Effectively, that is what I have proposed in bug 12897 agains the HTML5
specification. [3] If XML 1.0 were to change so that these currenlty
non-well-formed document are considered well-formed, then there are two
choice: the RXP behaviour (= ignoring the BOM) or the behavior that Web
browsers show (adhering to the BOM). The most logical thing seems to
change what is in XML's domain, and not to touch the BOM.
Thus, my proposal is that XML parsers MUST ignore the HTTP charset
parameter as well as the XML encoding declartion *if* the document
begins with the UTF-8 BOM. It seems to me that that this will be more
fruitful than the current rules which are broken the one way (RXP) or
the other (web browsers). There is also already a presedence for
ignoring the XML encodign declaration. Namely, it must be ignored if
HTTP says so. And finally, I believe there is prospect for better
convergance with HTML, if the UTF-8 BOM always has priority.

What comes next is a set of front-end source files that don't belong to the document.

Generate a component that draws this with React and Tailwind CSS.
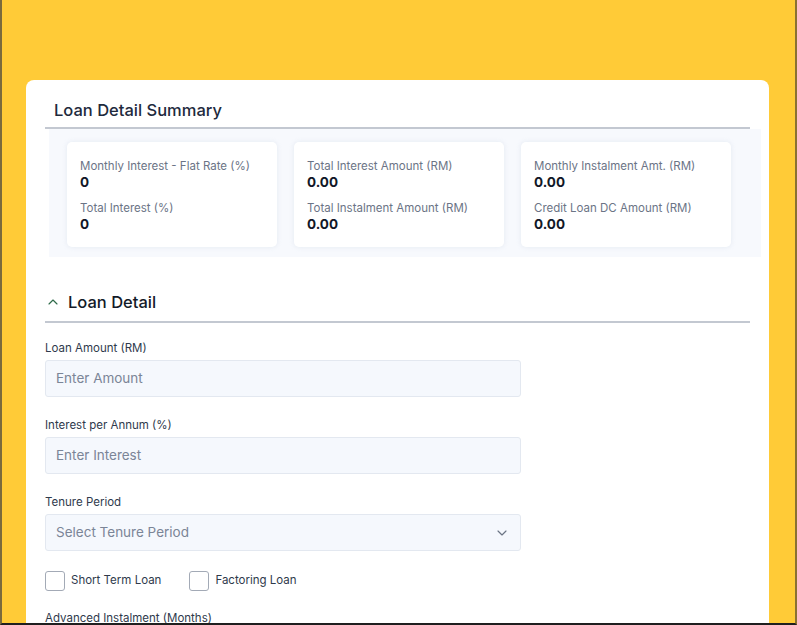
import React from "react";
import { ChevronUp, ChevronDown } from "lucide-react";

const summary = [
  [
    { label: "Monthly Interest - Flat Rate (%)", value: "0" },
    { label: "Total Interest (%)", value: "0" },
  ],
  [
    { label: "Total Interest Amount (RM)", value: "0.00" },
    { label: "Total Instalment Amount (RM)", value: "0.00" },
  ],
  [
    { label: "Monthly Instalment Amt. (RM)", value: "0.00" },
    { label: "Credit Loan DC Amount (RM)", value: "0.00" },
  ],
];

function Field({ label, placeholder, select }) {
  return (
    <div className="mb-[20px]">
      <p className="text-[11.5px] leading-4 text-[#2f3a4c] mb-[4px]">{label}</p>
      <div className="w-[476px] h-[37px] flex items-center justify-between px-[10px] bg-[#f5f8fd] border border-[#e3e8f0] rounded-[3px]">
        <span className="text-[13.5px] text-[#7b8597]">{placeholder}</span>
        {select && <ChevronDown size={16} strokeWidth={1.75} className="text-[#6b7484]" />}
      </div>
    </div>
  );
}

export default function App() {
  return (
    <div
      className="h-[625px] overflow-hidden bg-[#ffcb37] border-l-2 border-r-2 border-b-2 border-l-[#7a6a3c] border-r-[#8a7232] border-b-[#1f1f1f] pt-[80px] pl-[24px] pr-[26px]"
      style={{ fontFamily: "Inter, 'Noto Sans', sans-serif" }}
    >
      <div className="bg-white rounded-lg px-[19px] h-[700px]">
        <div className="pt-[18px] pb-[5px] pl-[9px] border-b-2 border-[#c3c8d1]">
          <h1 className="text-[16.5px] leading-6 text-[#1e2a3d] font-medium">Loan Detail Summary</h1>
        </div>

        <div className="ml-[4px] -mr-[11px] bg-[#f7f9fd] pl-[18px] pr-[30px] pt-[13px] pb-[10px]">
          <div className="grid grid-cols-3 gap-[17px]">
            {summary.map((col, i) => (
              <div key={i} className="bg-white rounded-[5px] shadow-[0_0_5px_rgba(205,214,228,0.45)] pl-[13px] pt-[16px] pb-[15px]">
                {col.map((item, j) => (
                  <div key={j} className={j ? "mt-[10px]" : ""}>
                    <p className="text-[11.5px] leading-4 text-[#6b7486]">{item.label}</p>
                    <p className="text-[13.5px] leading-4 font-bold text-[#111827]">{item.value}</p>
                  </div>
                ))}
              </div>
            ))}
          </div>
        </div>

        <div className="mt-[33px] pb-[7px] border-b-2 border-[#c3c8d1] flex items-center gap-[7px]">
          <ChevronUp size={16} strokeWidth={1.75} className="text-[#2f6b4a]" />
          <h2 className="text-[16.5px] leading-6 text-[#131a28] font-medium">Loan Detail</h2>
        </div>

        <div className="mt-[17px]">
          <Field label="Loan Amount (RM)" placeholder="Enter Amount" />
          <Field label="Interest per Annum (%)" placeholder="Enter Interest" />
          <Field label="Tenure Period" placeholder="Select Tenure Period" select />

          <div className="flex items-center gap-[28px] mt-[19px]">
            <label className="flex items-center gap-[6px]">
              <span className="w-[20px] h-[20px] rounded-[3px] border border-[#a3aab6]" />
              <span className="text-[11.5px] text-[#2f3a4c]">Short Term Loan</span>
            </label>
            <label className="flex items-center gap-[6px]">
              <span className="w-[20px] h-[20px] rounded-[3px] border border-[#a3aab6]" />
              <span className="text-[11.5px] text-[#2f3a4c]">Factoring Loan</span>
            </label>
          </div>

          <p className="mt-[19px] text-[11.5px] leading-4 text-[#2f3a4c]">Advanced Instalment (Months)</p>
        </div>
      </div>
    </div>
  );
}
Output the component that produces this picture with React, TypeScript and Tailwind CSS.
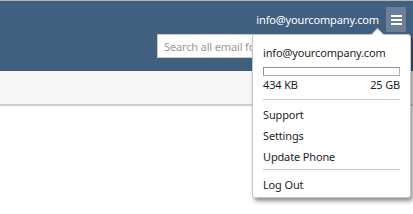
const FONT = "font-['Segoe_UI','Noto_Sans','Open_Sans',sans-serif]";

function MenuIcon() {
    return (
        <svg width="11" height="10" viewBox="0 0 11 10" className="block">
            <rect x="0" y="0" width="11" height="2" fill="#fff" />
            <rect x="0" y="4" width="11" height="2" fill="#fff" />
            <rect x="0" y="8" width="11" height="2" fill="#fff" />
        </svg>
    );
}

export default function App() {
    return (
        <div className={`relative h-[214px] w-[413px] overflow-hidden bg-white text-[11px] tracking-[-0.15px] ${FONT}`}>
            <div className="border-t border-[#b4b4b4]" />
            {/* header bar */}
            <header className="flex h-[70px] flex-col bg-[#41607f]">
                <div className="flex items-center justify-end gap-[7px] pr-[7px] pt-[6px]">
                    <span className="leading-[18px] text-white">info@yourcompany.com</span>
                    <button
                        type="button"
                        className="flex h-[25px] w-[20px] items-center justify-center bg-[#6b7f98]"
                    >
                        <MenuIcon />
                    </button>
                </div>
                <div className="mt-[2px] flex justify-end pr-[9px]">
                    <input
                        readOnly
                        placeholder="Search all email folders"
                        className="h-[24px] w-[247px] border border-[#c8c8c8] bg-white px-[6px] text-[11px] text-[#333] outline-none placeholder:text-[#999]"
                    />
                </div>
            </header>
            <div className="h-[35px] border-b-2 border-[#cdcdcd] bg-[#f6f6f6]" />

            {/* account dropdown */}
            <div className="absolute left-[252px] top-[34px] w-[159px] rounded-[3px] border border-[#c6c6c6] bg-white px-[10px] pb-[2px] pt-[9px] text-[#1e1e1e] shadow-[2px_3px_4px_rgba(0,0,0,0.45)]">
                <div className="absolute -top-[5px] left-[120px] h-[9px] w-[9px] rotate-45 border-l border-t border-[#c6c6c6] bg-white" />
                <div className="relative leading-[18px]">info@yourcompany.com</div>
                <div className="mt-[5px] h-[9px] border border-[#b0b0b0] border-t-[#8f8f8f] border-l-[#8f8f8f] bg-white" />
                <div className="flex justify-between leading-[18px]">
                    <span>434 KB</span>
                    <span>25 GB</span>
                </div>
                <div className="mt-[5px] h-px bg-[#cccccc]" />
                <ul className="mt-[4px]">
                    <li className="leading-[21px]">Support</li>
                    <li className="leading-[21px]">Settings</li>
                    <li className="leading-[21px]">Update Phone</li>
                </ul>
                <div className="mt-[2px] h-px bg-[#cccccc]" />
                <div className="mt-[4px] leading-[21px]">Log Out</div>
            </div>
        </div>
    );
}
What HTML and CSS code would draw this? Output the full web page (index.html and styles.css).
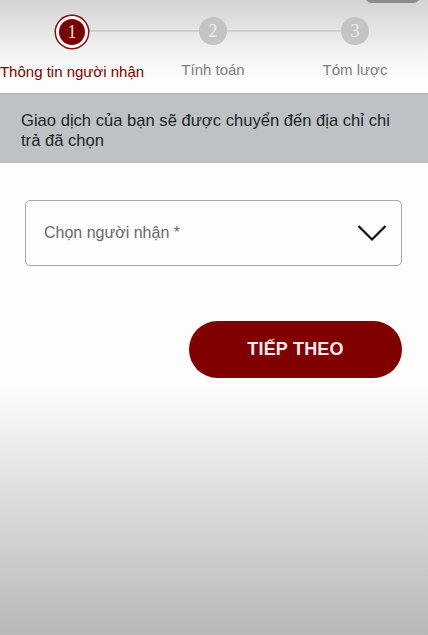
FILE: index.html
```html
<!DOCTYPE html>
<html lang="vi">
<head>
<meta charset="utf-8">
<title>Chọn người nhận</title>
<link rel="stylesheet" href="styles.css">
</head>
<body>
<div class="notch"></div>
<header class="stepper">
  <div class="step active">
    <div class="dot"><span>1</span></div>
    <div class="label">Thông tin người nhận</div>
  </div>
  <div class="step">
    <div class="dot"><span>2</span></div>
    <div class="label">Tính toán</div>
  </div>
  <div class="step">
    <div class="dot"><span>3</span></div>
    <div class="label">Tóm lược</div>
  </div>
</header>
<div class="notice">Giao dịch của bạn sẽ được chuyển đến địa chỉ chi trả đã chọn</div>
<main class="content">
  <div class="select">
    <span class="placeholder">Chọn người nhận *</span>
    <svg class="chev" width="30" height="18" viewBox="0 0 30 18"><path d="M1.5 2 L15 15.5 L28.5 2" fill="none" stroke="#111" stroke-width="2.2"/></svg>
  </div>
  <div class="actions">
    <button class="next">TIẾP THEO</button>
  </div>
</main>
</body>
</html>
```
FILE: styles.css
```css
html {
  min-height: 635px;
  background: #fff;
}
body {
  margin: 0;
  min-height: 635px;
  position: relative;
  font-family: "Liberation Sans", Arial, sans-serif;
  background: linear-gradient(to bottom, #d3d3d3 0px, #f4f4f4 55px, #fdfdfd 80px, #fdfdfd 385px, #ededed 440px, #d6d6d6 520px, #b8b8b8 635px);
  overflow: hidden;
}
.notch {
  position: absolute;
  top: -10px;
  left: 365px;
  width: 55px;
  height: 13px;
  border-radius: 7px;
  background: #8c8c8c;
}
.stepper {
  position: relative;
  display: grid;
  grid-template-columns: 144px 138px 146px;
  height: 93px;
}
.stepper::before {
  content: "";
  position: absolute;
  left: 72px;
  right: 74px;
  top: 30px;
  height: 2px;
  background: #cfcfcf;
}
.step {
  display: flex;
  flex-direction: column;
  align-items: center;
  padding-top: 14px;
  position: relative;
}
.dot {
  width: 28px;
  height: 28px;
  margin-top: 3px;
  margin-bottom: 3px;
  border-radius: 50%;
  background: #c4c4c4;
  display: flex;
  align-items: center;
  justify-content: center;
  font-family: "Liberation Serif", "Times New Roman", serif;
  font-size: 18px;
  color: #ececec;
}
.step.active .dot {
  width: 26px;
  height: 26px;
  margin-top: 2px;
  margin-bottom: 2px;
  background: #7a0000;
  border: 3px solid #fff;
  box-shadow: 0 0 0 1.5px #8a0a0a;
  color: #f3e6e6;
}
.label {
  margin-top: 13px;
  font-size: 15px;
  line-height: 18px;
  color: #7d7d7d;
  white-space: nowrap;
}
.step.active .label {
  color: #800000;
}
.notice {
  background: #bdc3c5;
  border-top: 1px solid #a9afb1;
  padding: 17px 32px 12px 21px;
  font-size: 16.6px;
  line-height: 20px;
  color: #1f1f1f;
  height: 40px;
}
.content {
  padding: 37px 26px 0 25px;
}
.select {
  height: 64px;
  border: 1px solid #a8a8a8;
  border-radius: 5px;
  display: flex;
  align-items: center;
  justify-content: space-between;
  padding: 0 14px 0 18px;
  background: #fdfdfd;
}
.placeholder {
  font-size: 16px;
  color: #696969;
}
.chev {
  display: block;
}
.actions {
  display: flex;
  justify-content: flex-end;
  margin-top: 55px;
}
.next {
  width: 213px;
  height: 57px;
  border: none;
  border-radius: 29px;
  background: #800000;
  color: #f6ecec;
  font-family: "Liberation Sans", Arial, sans-serif;
  font-weight: bold;
  font-size: 18px;
  letter-spacing: 0.2px;
}
```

Of course, it is not this mailinglsit which eventually effects this
change to XML 1.0 revsion 6 ... Nevertheless it is worth keeping these
things in mind.
[1]
http://lists.w3.org/Archives/Public/www-international/2011AprJun/0094
[2]
http://lists.w3.org/Archives/Public/www-international/2011AprJun/0095
[3] http://www.w3.org/Bugs/Public/show_bug.cgi?id=12897
--
Leif Halvard Silli
Received on Thursday, 9 June 2011 06:19:08 UTC